Allowing is exactly the same thing as no resistance.

 

No resistance is an important part of new self, as we lose all old self characteristics, such as forcing, control, striving, yearning, wanting and so on, all those things where we are trying to make things happen – where we are trying to make our wishes and desires (our intentions) appear.

 

This is why we reference “attention to intention” because when you raise your awareness high enough your intentions appear (“manifest”) not through striving but through attention. In other words, if you place your attention onto your intentions in the right way, and generate the necessary energy state, your intentions manifest.

 

As we develop the awareness exercise we move what is happening from a form of material force to a form of energy force.

 

The material force involves lots of pushing and physical effort of one sort or another, which requires trying to move heavy obstacles, and this – ironically – includes our own resistance, which can show up in many ways, from trying to control the uncontrollable, to unwanted thoughts, to limiting beliefs.

 

When we shift to a state of pure awareness, we change our energy frequency and our energy level.
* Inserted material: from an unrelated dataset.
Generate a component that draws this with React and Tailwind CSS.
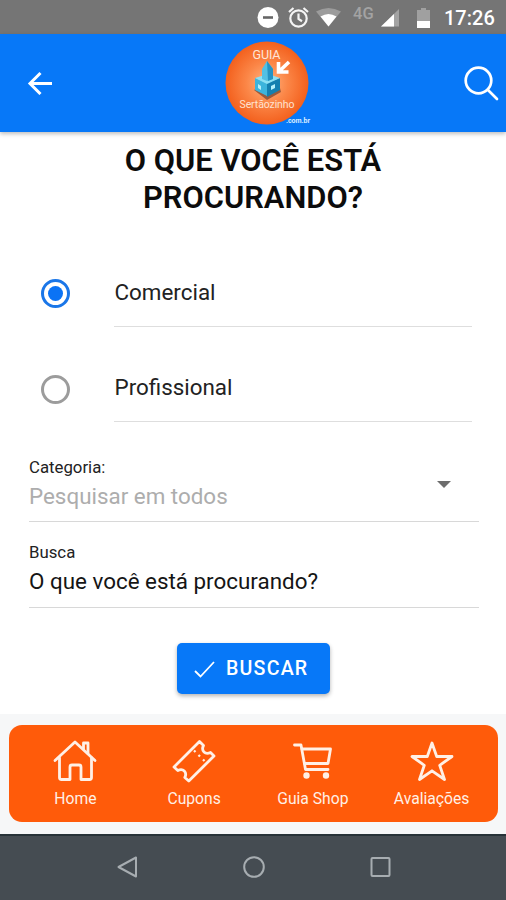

Now, we can focus this energy onto what we want, and this has no resistance of any sort.

 

This is the reason we describe manifestation as the art of becoming not doing, as we attract what we are not what we want.

 

This all comes from clearing out our current state, and moving from low level awareness to heightened awareness.

 

You start with this exercise of becoming familiar with your state of awareness recognising its current low level and building this to a high level, i.e. raising awareness.

 

As you do so the added beneficial aspects outlined above start to realise.

 

You will become a person of allowing, of no resistance, of higher energy frequency – and as you become, so you attract.

 

That is my best effort at describing the experience, but as we always say , you have to experience this to fully know it.